Fear the Beast had potential. It might have been able to bring in horror elements prior to The New Mutants attempt at somewhat of a superhero horror film. And, as I said before, I find stories about people dealing with their dark sides to be compelling if done well. I would not say that I would rather have had this made than Dark Phoenix. As I have said in my Dark Phoenix review, that film had a great tone, but most of the younger X-Men lacked character development. They did not have as many team moments as Apocalypse teased, but they did get more screentime than they would have had in Fear the Beast. Well, except Jubilee, who is absent from Dark Phoenix. I have to wonder whether Lana Condor's schedule would have allowed her to return for Fear the Beast.
I am not sure whether there would have been an ideal time to release Fear the Beast, and whether it would have performed any better than Dark Phoenix is currently doing. In light of the recent Disney/Fox merger, many moviegoers appear to be less inclined to show their support for any Fox-Marvel X-Men films that are not connected to the MCU. And while Logan received critical acclaim, some fans have felt unenthusiastic about the prospects of solo movies in this series, such as the cancelled Gambit film that would have starred Channing Tatum. But would the inclusion of Wolverine clad in the iconic yellow and brown suit have been enough to draw in audiences? Perhaps. But another thing to consider is that Hugh Jackman wanted Logan to be his swan song as Wolverine. Recasting might have had to take place, and it is unknown how audiences would have reacted to this. Frankly, I do not think Fear the Beast would have appealed to me as much without Wolverine in the mix. That is not to say that there should not be X-Men films without Wolverine. I just believe that he would have fit in really well for this type of story. (As a sidenote, the 20-something-year-old motel receptionist in this script is named Kayla, and I do wonder whether this is meant to be Kayla Silverfox, who appeared in X-Men Origins: Wolverine. But there is no indication that this is the case, as far as I can tell.)

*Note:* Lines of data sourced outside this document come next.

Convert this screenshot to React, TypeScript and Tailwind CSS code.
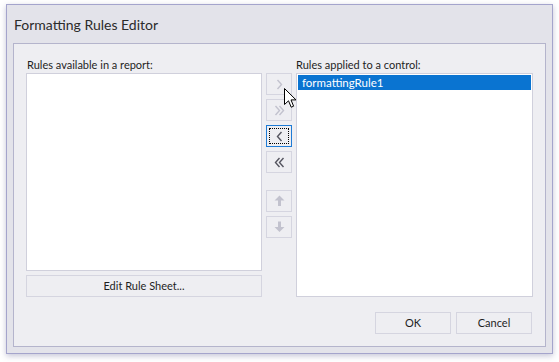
import React from "react";

const font = { fontFamily: 'Lato, "Open Sans", "Liberation Sans", sans-serif' };

function Chevron({ dir, double, color }: { dir: "left" | "right"; double?: boolean; color: string }) {
  const one = dir === "right" ? "M1.5 1 L5.5 5.5 L1.5 10" : "M5.5 1 L1.5 5.5 L5.5 10";
  const two = dir === "right" ? "M5.5 1 L9.5 5.5 L5.5 10" : "M9.5 1 L5.5 5.5 L9.5 10";
  return (
    <svg width={double ? 11 : 7} height={11} viewBox={double ? "0 0 11 11" : "0 0 7 11"}>
      <path d={one} fill="none" stroke={color} strokeWidth="1.4" />
      {double ? <path d={two} fill="none" stroke={color} strokeWidth="1.4" /> : null}
    </svg>
  );
}

function Arrow({ dir, color }: { dir: "up" | "down"; color: string }) {
  const d =
    dir === "up"
      ? "M5.5 0.5 L10.5 5.5 L7 5.5 L7 11 L4 11 L4 5.5 L0.5 5.5 Z"
      : "M5.5 11 L10.5 6 L7 6 L7 0.5 L4 0.5 L4 6 L0.5 6 Z";
  return (
    <svg width={11} height={12} viewBox="0 0 11 12">
      <path d={d} fill={color} />
    </svg>
  );
}

function SideButton({ children, focused }: { children: React.ReactNode; focused?: boolean }) {
  return (
    <button
      type="button"
      className={`relative flex h-[22px] w-[26px] items-center justify-center bg-[#eeeef2] ${
        focused ? "border border-[#1e7bd6]" : "border border-[#d5d5e0]"
      }`}
    >
      {focused ? (
        <span className="absolute inset-[2px] border border-dotted border-black" />
      ) : null}
      {children}
    </button>
  );
}

function Cursor() {
  return (
    <svg
      className="absolute left-[284px] top-[88px]"
      width={13}
      height={21}
      viewBox="0 0 13 21"
    >
      <path
        d="M0.5 0.5 L0.5 16.5 L4.5 12.8 L7.2 19.2 L9.6 18.2 L7 11.9 L12 11.9 Z"
        fill="#ffffff"
        stroke="#000000"
        strokeWidth="1"
        strokeLinejoin="miter"
      />
    </svg>
  );
}

export default function App() {
  return (
    <div className="relative h-[362px] w-[559px] overflow-hidden bg-white pl-[6px] pt-[4px]" style={font}>
      <div className="flex h-[350px] w-[547px] flex-col border border-[#a4a4cc] bg-[#e3e3ea] shadow-[0_2px_6px_rgba(90,90,140,0.35)]">
        <div className="flex h-[38px] items-center pl-[7px] pt-[1px] text-[14px] text-[#2b2b2b]">
          Formatting Rules Editor
        </div>
        <div className="mx-[6px] mb-[6px] flex flex-1 flex-col border border-[#b4b4cc] bg-[#eeeef2] px-[12px] pt-[13px] text-[11px] text-[#1e1e1e]">
          <div className="flex gap-[4px]">
            <div className="flex w-[236px] flex-col">
              <div className="h-[16px] pl-[1px] leading-[16px]">Rules available in a report:</div>
              <div className="h-[198px] border border-[#d0d0dc] bg-white" />
              <button
                type="button"
                className="mt-[4px] h-[22px] border border-[#d5d5e0] bg-[#eeeef2] text-[11px] text-[#1e1e1e]"
              >
                Edit Rule Sheet...
              </button>
            </div>
            <div className="flex w-[26px] flex-col gap-[4px] pt-[16px]">
              <SideButton>
                <Chevron dir="right" color="#c2c2ce" />
              </SideButton>
              <SideButton>
                <Chevron dir="right" double color="#c2c2ce" />
              </SideButton>
              <SideButton focused>
                <Chevron dir="left" color="#555560" />
              </SideButton>
              <SideButton>
                <Chevron dir="left" double color="#555560" />
              </SideButton>
              <div className="mt-[13px]">
                <SideButton>
                  <Arrow dir="up" color="#c2c2ce" />
                </SideButton>
              </div>
              <SideButton>
                <Arrow dir="down" color="#c2c2ce" />
              </SideButton>
            </div>
            <div className="flex w-[237px] flex-col">
              <div className="h-[16px] leading-[16px]">Rules applied to a control:</div>
              <div className="h-[224px] border border-[#d0d0dc] bg-white p-[1px]">
                <div className="h-[15px] bg-[#0a74d1] pl-[4px] text-[11.5px] leading-[15px] text-white">formattingRule1</div>
              </div>
            </div>
          </div>
          <div className="mt-[15px] flex justify-end gap-[5px] pr-[1px]">
            <button type="button" className="h-[22px] w-[76px] border border-[#d5d5e0] bg-[#eeeef2] text-[11px]">
              OK
            </button>
            <button type="button" className="h-[22px] w-[76px] border border-[#d5d5e0] bg-[#eeeef2] text-[11px]">
              Cancel
            </button>
          </div>
        </div>
      </div>
      <Cursor />
    </div>
  );
}
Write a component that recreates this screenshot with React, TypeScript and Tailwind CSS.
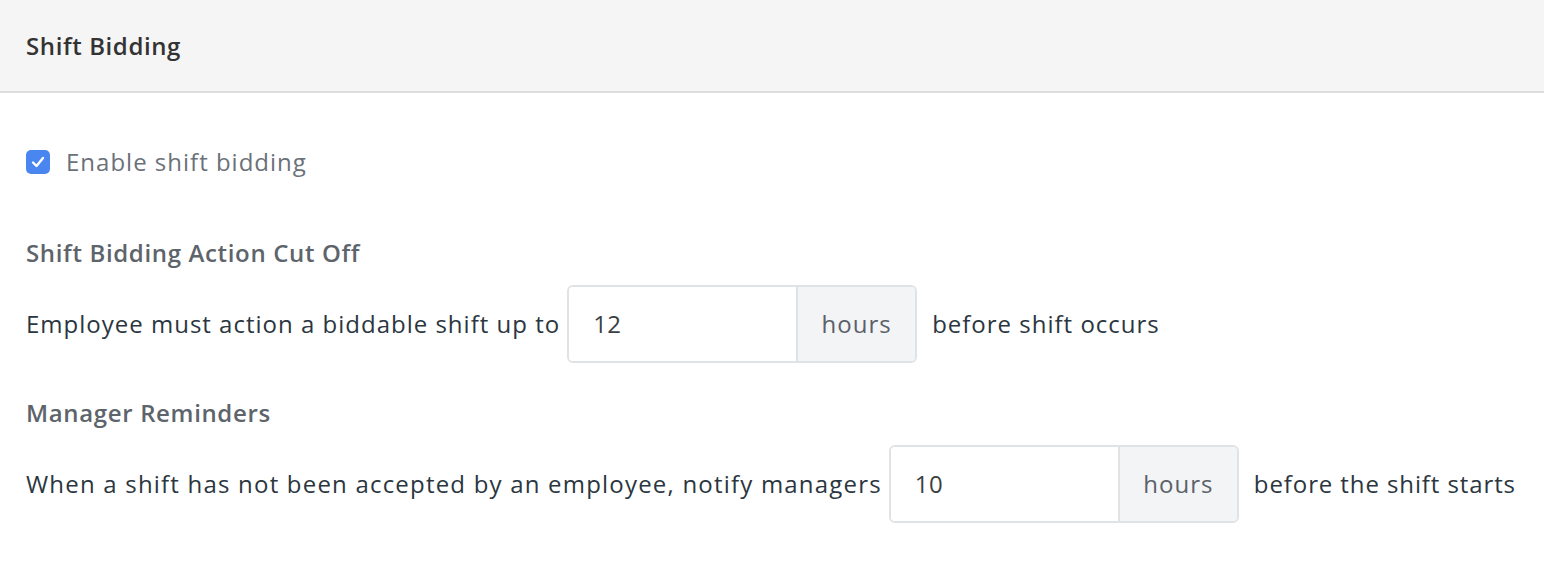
import React, { useState } from 'react';

const HoursInput = ({ value }: { value: string }) => (
  <div className="flex shrink-0 h-[78px] w-[350px] rounded-[6px] border-2 border-[#dfe3e6] overflow-hidden">
    <input
      defaultValue={value}
      className="w-[227px] px-[24px] text-[24px] text-[#3a3f44] tracking-[0.5px] outline-none bg-white"
    />
    <div className="flex-1 flex items-center justify-center border-l-2 border-[#dfe3e6] bg-[#f3f4f6] text-[24px] text-[#5b6168] tracking-[1px]">
      hours
    </div>
  </div>
);

export default function App() {
  const [enabled, setEnabled] = useState(true);

  return (
    <div className="w-[1544px] h-[568px] bg-white font-['Open_Sans','Noto_Sans',sans-serif]">
      <div className="h-[93px] bg-[#f5f5f5] border-b-2 border-[#dddddd] flex items-center px-[26px]">
        <h2 className="text-[24px] font-semibold text-[#333333] tracking-[0.6px]">Shift Bidding</h2>
      </div>

      <div className="px-[26px]">
        <label className="flex items-center gap-[16px] mt-[55px] h-[28px] cursor-pointer">
          <span
            onClick={() => setEnabled(!enabled)}
            className={`w-[24px] h-[24px] rounded-[5px] flex items-center justify-center ${enabled ? 'bg-[#4a86f0]' : 'bg-white border-2 border-[#c9ced3]'}`}
          >
            {enabled && (
              <svg width="16" height="16" viewBox="0 0 16 16" fill="none">
                <path d="M3 8.5 L6.5 12 L13 4" stroke="white" strokeWidth="2.4" strokeLinecap="round" strokeLinejoin="round" />
              </svg>
            )}
          </span>
          <span className="text-[24px] text-[#6b7178] tracking-[1px]">Enable shift bidding</span>
        </label>

        <h3 className="mt-[62px] text-[24px] font-semibold text-[#5d646b] leading-[30px] tracking-[0.65px]">Shift Bidding Action Cut Off</h3>
        <div className="mt-[17px] flex items-center gap-[7px] text-[24px] text-[#2b3640] tracking-[1px] whitespace-nowrap">
          <span>Employee must action a biddable shift up to</span>
          <HoursInput value="12" />
          <span className="ml-[8px]">before shift occurs</span>
        </div>

        <h3 className="mt-[35px] text-[24px] font-semibold text-[#5d646b] leading-[30px] tracking-[0.65px]">Manager Reminders</h3>
        <div className="mt-[17px] flex items-center gap-[7px] text-[24px] text-[#2b3640] tracking-[1.2px] whitespace-nowrap">
          <span>When a shift has not been accepted by an employee, notify managers</span>
          <HoursInput value="10" />
          <span className="ml-[8px] tracking-[0.9px]">before the shift starts</span>
        </div>
      </div>
    </div>
  );
}
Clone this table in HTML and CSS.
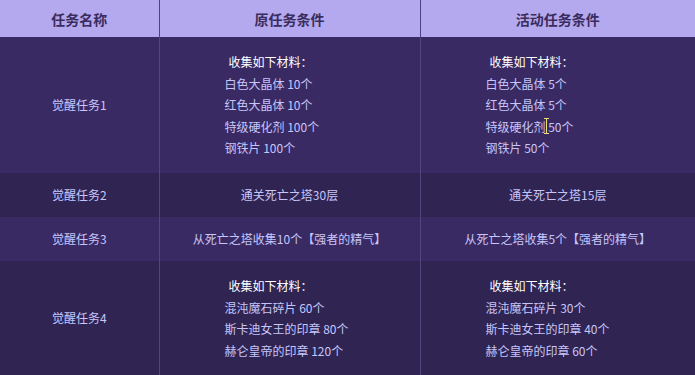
FILE: index.html
```html
<!DOCTYPE html>
<html lang="zh">
<head>
<meta charset="utf-8">
<link rel="stylesheet" href="styles.css">
</head>
<body>
<table class="tasks">
  <colgroup>
    <col class="c1"><col class="c2"><col class="c3">
  </colgroup>
  <thead>
    <tr>
      <th>任务名称</th>
      <th class="div">原任务条件</th>
      <th class="div">活动任务条件</th>
    </tr>
  </thead>
  <tbody>
    <tr class="light">
      <td class="name">觉醒任务1</td>
      <td class="div list">
        <div class="title">收集如下材料：</div>
        <div>白色大晶体 10个</div>
        <div>红色大晶体 10个</div>
        <div>特级硬化剂 100个</div>
        <div>钢铁片 100个</div>
      </td>
      <td class="div list">
        <div class="title">收集如下材料：</div>
        <div>白色大晶体 5个</div>
        <div>红色大晶体 5个</div>
        <div class="cur">特级硬化剂 50个<span class="ibeam"></span></div>
        <div>钢铁片 50个</div>
      </td>
    </tr>
    <tr class="dark">
      <td class="name single">觉醒任务2</td>
      <td class="div single center">通关死亡之塔30层</td>
      <td class="div single center">通关死亡之塔15层</td>
    </tr>
    <tr class="light">
      <td class="name single">觉醒任务3</td>
      <td class="div single center">从死亡之塔收集10个【强者的精气】</td>
      <td class="div single center">从死亡之塔收集5个【强者的精气】</td>
    </tr>
    <tr class="dark">
      <td class="name">觉醒任务4</td>
      <td class="div list">
        <div class="title">收集如下材料：</div>
        <div>混沌魔石碎片 60个</div>
        <div>斯卡迪女王的印章 80个</div>
        <div>赫仑皇帝的印章 120个</div>
      </td>
      <td class="div list">
        <div class="title">收集如下材料：</div>
        <div>混沌魔石碎片 30个</div>
        <div>斯卡迪女王的印章 40个</div>
        <div>赫仑皇帝的印章 60个</div>
      </td>
    </tr>
  </tbody>
</table>
</body>
</html>
```

FILE: styles.css
```css
html, body {
  margin: 0;
  padding: 0;
  background: #2f2452;
}
body {
  font-family: "Noto Sans CJK SC", "Microsoft YaHei", sans-serif;
  overflow: hidden;
}
.tasks {
  width: 695px;
  border-collapse: collapse;
  table-layout: fixed;
}
.c1 { width: 159px; }
.c2 { width: 261px; }
.c3 { width: 275px; }

.tasks th {
  height: 37px;
  padding: 0;
  background: #b4a9ee;
  color: #3a2c5e;
  font-size: 14px;
  font-weight: bold;
  text-align: center;
  vertical-align: middle;
}
.tasks th.div { border-left: 1px solid #4e4084; }

.tasks td {
  padding: 0;
  font-size: 12px;
  color: #c6c6fb;
  line-height: 21.6px;
  vertical-align: middle;
}
.tasks td.div { border-left: 1px solid #54457f; }
.light td { background: #3a2a63; }
.dark td { background: #2f2452; }

.name { text-align: center; }
.center { text-align: center; }
.single { height: 44px; padding: 0; }
.list {
  padding: 14px 0 14px 65px !important;
  text-align: left;
}
.title {
  color: #ffffff;
  padding-left: 4px;
}
.cur { position: relative; }
.ibeam {
  position: absolute;
  left: 58px;
  top: 2px;
  width: 5px;
  height: 16px;
  border-top: 1px solid #e9e27c;
  border-bottom: 1px solid #e9e27c;
  box-sizing: border-box;
}
.ibeam::after {
  content: "";
  position: absolute;
  left: 2px;
  top: 0;
  width: 1px;
  height: 14px;
  background: #e9e27c;
}
```
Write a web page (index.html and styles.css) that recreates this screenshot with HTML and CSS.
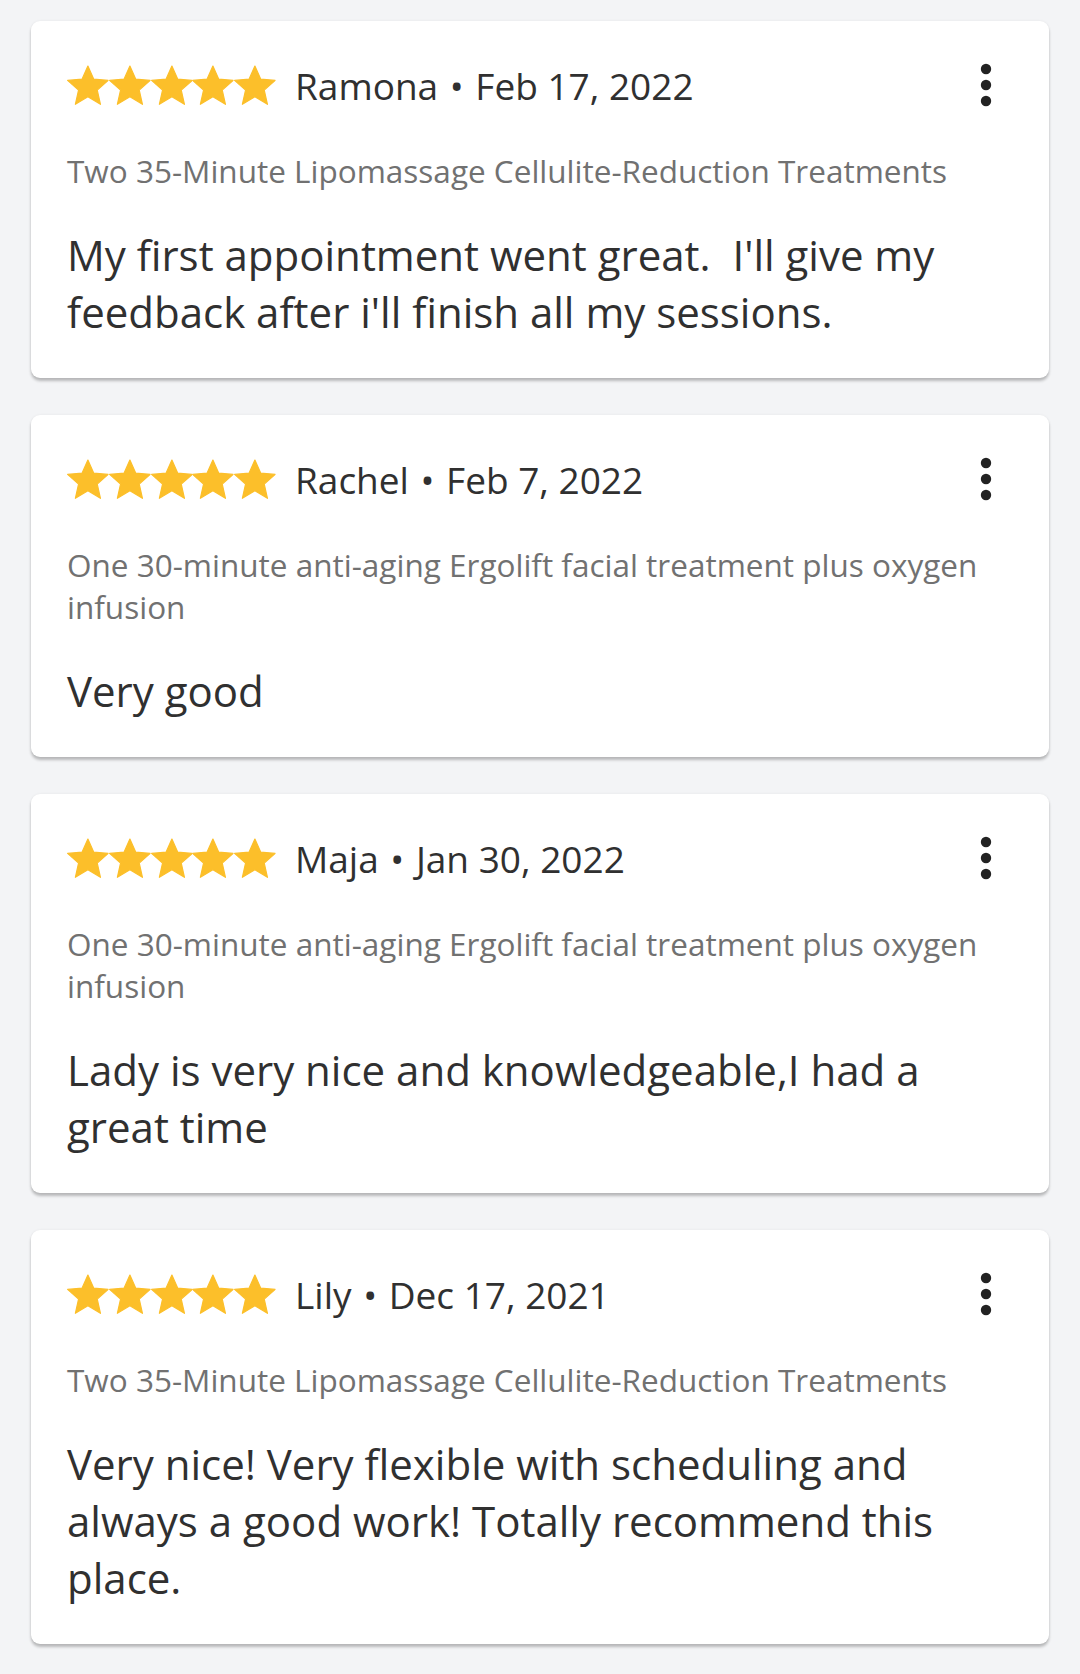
FILE: index.html
```html
<!DOCTYPE html>
<html>
  <head>
    <meta charset="UTF-8">
    <meta name="viewport" content="width=device-width, initial-scale=1.0">
    <title>Reviews</title>
    <link rel="stylesheet" href="styles.css">
  </head>
  <body>
    <svg class="defs" width="0" height="0">
      <symbol id="star" viewBox="0 0 42 41">
        <polygon points="21,1 26.8,14 41.4,15.4 30.4,25.1 33.6,39.4 21,31.9 8.4,39.4 11.6,25.1 0.6,15.4 15.2,14" fill="#fcbf2a" stroke="#fcbf2a" stroke-width="1.2" stroke-linejoin="round"/>
      </symbol>
      <symbol id="dots" viewBox="0 0 12 44">
        <circle cx="6" cy="6" r="5.2"/>
        <circle cx="6" cy="22" r="5.2"/>
        <circle cx="6" cy="38" r="5.2"/>
      </symbol>
    </svg>

    <div class="reviews">

      <div class="card">
        <div class="head">
          <div class="stars">
            <svg><use href="#star"/></svg><svg><use href="#star"/></svg><svg><use href="#star"/></svg><svg><use href="#star"/></svg><svg><use href="#star"/></svg>
          </div>
          <span class="who">Ramona <span class="sep">&bull;</span> Feb 17, 2022</span>
          <button class="more"><svg><use href="#dots"/></svg></button>
        </div>
        <p class="deal">Two 35-Minute Lipomassage Cellulite-Reduction Treatments</p>
        <p class="text">My first appointment went great.&nbsp; I'll give my feedback after i'll finish all my sessions.</p>
      </div>

      <div class="card">
        <div class="head">
          <div class="stars">
            <svg><use href="#star"/></svg><svg><use href="#star"/></svg><svg><use href="#star"/></svg><svg><use href="#star"/></svg><svg><use href="#star"/></svg>
          </div>
          <span class="who">Rachel <span class="sep">&bull;</span> Feb 7, 2022</span>
          <button class="more"><svg><use href="#dots"/></svg></button>
        </div>
        <p class="deal">One 30-minute anti-aging Ergolift facial treatment plus oxygen infusion</p>
        <p class="text">Very good</p>
      </div>

      <div class="card">
        <div class="head">
          <div class="stars">
            <svg><use href="#star"/></svg><svg><use href="#star"/></svg><svg><use href="#star"/></svg><svg><use href="#star"/></svg><svg><use href="#star"/></svg>
          </div>
          <span class="who">Maja <span class="sep">&bull;</span> Jan 30, 2022</span>
          <button class="more"><svg><use href="#dots"/></svg></button>
        </div>
        <p class="deal">One 30-minute anti-aging Ergolift facial treatment plus oxygen infusion</p>
        <p class="text">Lady is very nice and knowledgeable,I had a great time</p>
      </div>

      <div class="card">
        <div class="head">
          <div class="stars">
            <svg><use href="#star"/></svg><svg><use href="#star"/></svg><svg><use href="#star"/></svg><svg><use href="#star"/></svg><svg><use href="#star"/></svg>
          </div>
          <span class="who">Lily <span class="sep">&bull;</span> Dec 17, 2021</span>
          <button class="more"><svg><use href="#dots"/></svg></button>
        </div>
        <p class="deal">Two 35-Minute Lipomassage Cellulite-Reduction Treatments</p>
        <p class="text">Very nice! Very flexible with scheduling and always a good work! Totally recommend this place.</p>
      </div>

    </div>
  </body>
</html>
```

FILE: styles.css
```css
*{
    margin: 0;
    padding: 0;
    box-sizing: border-box;
}
:root{
    --bg-color: #f3f4f6;
    --text-color: #303030;
    --muted-color: #717171;
}
body{
    background: var(--bg-color);
    color: var(--text-color);
    font-family: 'Open Sans', 'Noto Sans', sans-serif;
}
.defs{
    position: absolute;
}
.reviews{
    display: flex;
    flex-direction: column;
    gap: 37px;
    padding: 21px 31px;
}
.card{
    background: white;
    border-radius: 9px;
    padding: 36px 36px 38px;
    box-shadow: 0 3px 3px rgba(0,0,0,0.24), 0 0 3px rgba(0,0,0,0.06);
}
.head{
    display: flex;
    align-items: center;
    height: 56px;
}
.stars{
    display: flex;
}
.stars svg{
    width: 41.8px;
    height: 41px;
}
.who{
    margin-left: 19px;
    font-size: 37px;
    flex: 1;
}
.sep{
    margin: 0 2px;
}
.more{
    width: 56px;
    height: 56px;
    border: none;
    background: none;
    display: flex;
    align-items: center;
    justify-content: center;
    margin-right: -1px;
}
.more svg{
    width: 12px;
    height: 44px;
    fill: #222222;
}
.deal{
    margin-top: 37px;
    font-size: 31.5px;
    line-height: 42px;
    color: var(--muted-color);
}
.text{
    margin-top: 34px;
    font-size: 42px;
    line-height: 57px;
}
```
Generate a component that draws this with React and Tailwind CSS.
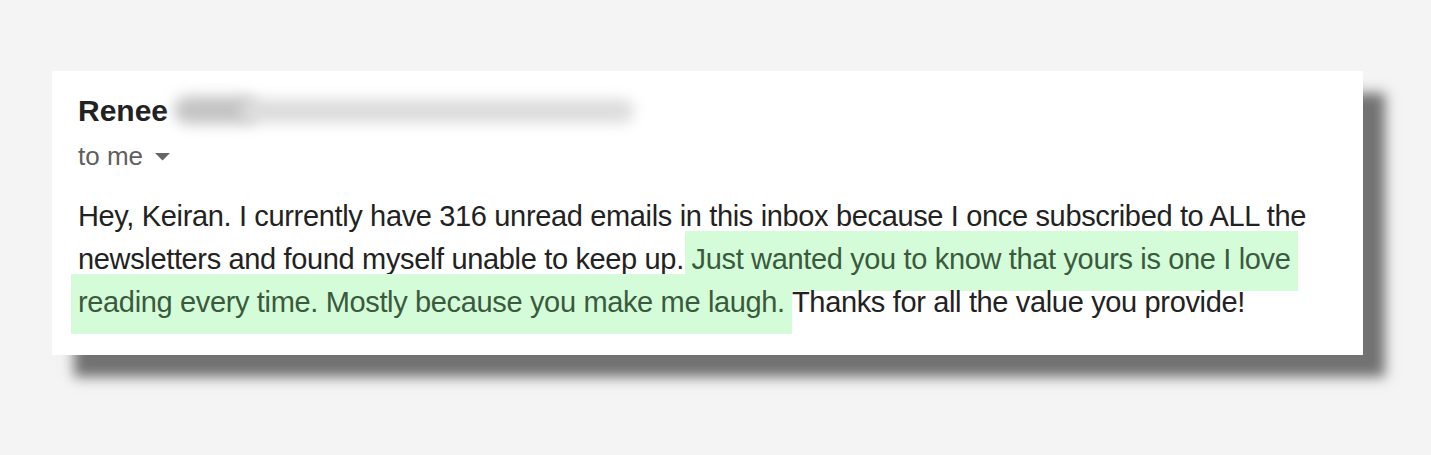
export default function App() {
  return (
    <div className="min-h-[455px] w-full bg-[#f4f4f4] pl-[52px] pt-[71px] font-['Liberation_Sans',Arial,sans-serif]">
      <div className="h-[284px] w-[1311px] bg-white pl-[26px] pt-[22px] shadow-[22px_22px_12px_rgba(100,100,100,0.9)]">
        <div className="flex items-center">
          <span className="text-[30px] font-bold leading-[36px] text-[#222]">Renee</span>
          <div className="relative ml-[8px] h-[36px] w-[464px]">
            <div className="absolute left-[-2px] top-[3px] h-[28px] w-[84px] rounded-full bg-[#c4c4c4] blur-[7px]" />
            <div className="absolute left-[64px] top-[6px] h-[24px] w-[394px] rounded-full bg-[#dcdcdc] blur-[7px]" />
          </div>
        </div>
        <div className="mt-[12px] flex items-center gap-[12px] text-[26px] leading-[30px] text-[#5f5f5f]">
          <span>to me</span>
          <svg width="15" height="8" viewBox="0 0 15 8" className="mt-[2px]">
            <path d="M0 0 L15 0 L7.5 7.5 Z" fill="#666" />
          </svg>
        </div>
        <p className="mt-[24px] w-[1250px] text-[29px] leading-[43px] tracking-[-0.35px] text-[#222]">
          Hey, Keiran. I currently have 316 unread emails in this inbox because I once subscribed to ALL the newsletters and found myself unable to keep up.{' '}
          <span className="box-decoration-clone bg-[#d5fcd8] pb-[16px] pt-[12px] text-[#3a5a3e] shadow-[-7px_0_0_#d5fcd8,7px_0_0_#d5fcd8]">
            Just wanted you to know that yours is one I love reading every time. Mostly because you make me laugh.
          </span>{' '}
          Thanks for all the value you provide!
        </p>
      </div>
    </div>
  );
}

Speaking for myself, Fear the Beast is a film that I would have been happy seeing on the big screen. It probably would have had to go through changes here and there. I would have dropped X-Men from the title. Though it is a brand name, it implies a team movie, which would be a false impression given that most of the X-Men team is out of the picture in this story. (Oddly, Quicksilver is completely absent, despite playing a huge role in Apocalypse. He does appear again in Dark Phoenix, but not for much time.) I also think that the romance between Hank and Ahnah feels a bit forced, so I think the story would be fine without it. With some more focusing in on the theme of the monster within the man, I think that this could have become a thought-provoking film. But here is why I believe that this film would not have resonated much with general audiences: The Incredible Hulk.
This 2008 film, which is part of the Marvel Cinematic Universe, is often cited as not being as entertaining as most MCU films. It is a personal favorite of mine, and I think that it is highly underrated. But many people would disagree. Fear the Beast feels somewhat like The Incredible Hulk, and that is no coincidence. Wolverine's first appearance was in The Incredible Hulk #181, where he and the Hulk face Paul Cartier/Wendigo (who first appeared in The Incredible Hulk #162). This script is clearly inspired by that idea, with Mega-Beast substituting for Hulk since Fox did not have access to the green hero. I have to wonder whether they would have been allowed to use Paul Cartier and the Wendigo as depicted in The Incredible Hulk comics. The general idea of the Wendigo itself actually comes from Algonquian folklore, so I wonder whether just the Paul Cartier name would have been off-limits. I am not super familiar with the other titles in which the character may have appeared, so I do not know which properties he would have been lumped with when it comes to film rights.
But I find the idea of the Wendigo to be intriguing, especially after seeing it used as a symbol in the show Hannibal. And a little while before that show premiered, I remember wondering what it would have been like if the MCU and X-Men films were the same universe, and having fun imagining Beast and Wolverine encountering the Hulk and the Wendigo between X-Men: The Last Stand and The Incredible Hulk. So this script really tapped into something that I have been yearning to see on the big screen. A part of me really wishes that this spin-off could have gone forward. As cheesy as Mega-Beast sounds, seeing him fight the Wendigo with the help of Wolverine in the classic suit would have been glorious.
A Suggestion for the MCU
Since the Disney/Fox merger, the question on fans' minds has been how the X-Men should be introduced. The general consensus seems to be that they should hold off on using Wolverine for a while since he has been the face of the films for a while. I agree with that sentiment. But when the time comes to introduce Wolverine, I would be very happy to see a film like this, with the Wendigo coming into play. I am not sure that there are any big plans for the Hulk post-Endgame. Even if the character were to come back for the introduction of Wolverine, he would probably still be Professor Hulk. I feel that this step in his evolution was necessary for him to grow, but having him somehow be able to help Wolverine fight the Wendigo, even with Beast fighting alongside them, would be a dream come true for me. I am not certain that a whole film could be spent on that story, but perhaps it could make a good first act of a film, with the rest of it involving Wolverine's integration into the X-Men team as they face a different threat. I know that this probably is not how things will end up happening, but one can dream.